Austin Smith is the author of two poetry collections, Almanac and Flyover Country. A former Wallace Stegner Fellow in fiction, he is a Jones Lecturer at Stanford University, where he teaches courses in poetry, fiction, environmental literature and documentary journalism.
Trailer Moments: Brainstorm Your Story by Writing its Movie Trailer
Monday, May 18 with Tiffany Naiman
“In a world where …” writers are struggling to develop and organize their stories, what can we learn from movie trailers? Quite a bit, actually. These mini-stories jam-pack character, conflict, and memorable setpieces into just a few short minutes. By breaking down various trailers we’ll explore the core concepts and relationships of a story and the most powerful lines of dialogue. We’ll also begin to brainstorm the dramatized elements of your own original story, television episode, or film.
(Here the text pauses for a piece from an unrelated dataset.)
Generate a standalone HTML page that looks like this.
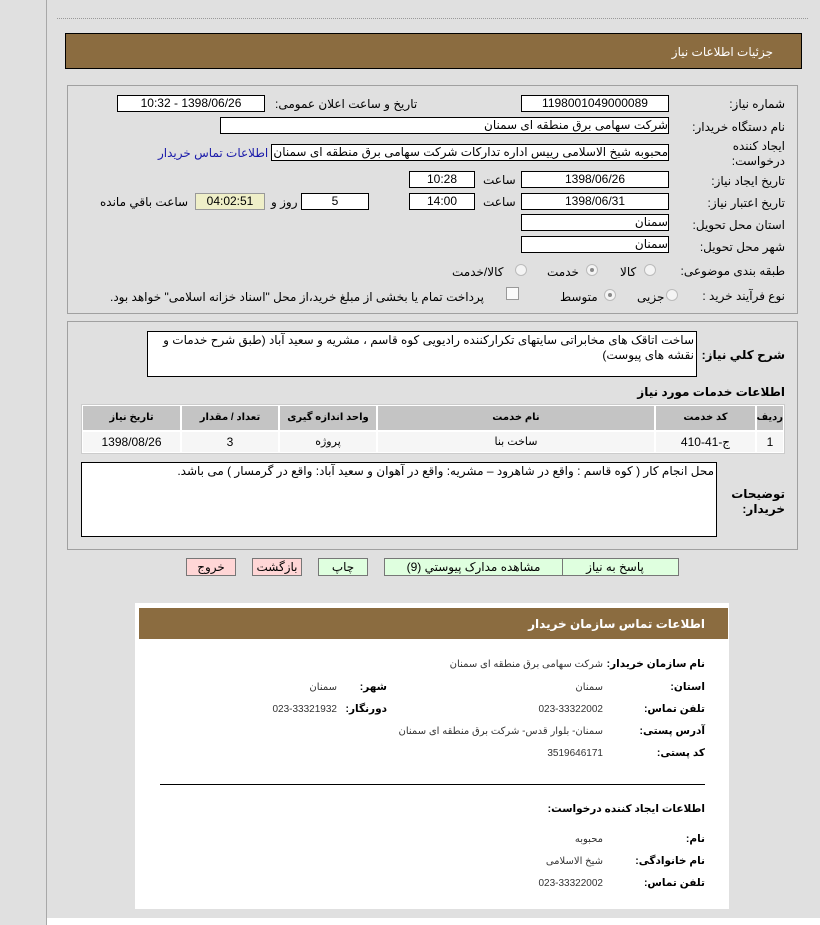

Adam Tobin is a Senior Lecturer teaching screenwriting in the Film & Media Studies program in the Department of Art & Art History. He received his MFA in screenwriting from USC School of Cinematic Arts and worked in industry in Los Angeles and New York. He created the comedy series About a Girl and the reality show Best Friend’s Date for Viacom’s The-N Network, and has advised animation studios including DreamWorks Animation, Aardman Animation, and Twentieth Century Fox/Blue Sky Studios. He also wrote the book and lyrics for She Persisted: the Musical, a New York Times Critic’s pick at the Atlantic Theatre Company.
Emergency!: Writing Vital Drama
Monday, May 25 with Shannon Pufahl
The very word “emergency” derives from the phenomenon of emergence, the experience of an object or concept or circumstance becoming suddenly visible. As we know from our current emergency, dramatic or dangerous events can reveal great forces such as inequality, kindness, community, and anxiety. In fiction, emergencies are often much smaller in scale – a fight with a friend, a death, a divorce – but they, too, reveal and make visible things about character, relationships, and truths. In this workshop, we’ll practice writing scenes of great drama or conflict as a way of surfacing elements of character and theme. In particular, we’ll study setting and physical gesture as techniques that heighten drama and produce feelings of fear or anxiety in readers, in the service of emerging truths.
Shannon Pufahl is a Jones Lecturer in the Creative Writing Program and the author of the novel On Swift Horses. She is a former Stegner Fellow in Fiction. She grew up in rural Kansas. For many years she worked as a freelance music writer and bartender. Her essays, on topics ranging from eighteenth-century America to her childhood, have appeared in The Threepenny Review, The Paris Review, and elsewhere. She lives in Monterey, CA, with her wife and their dog.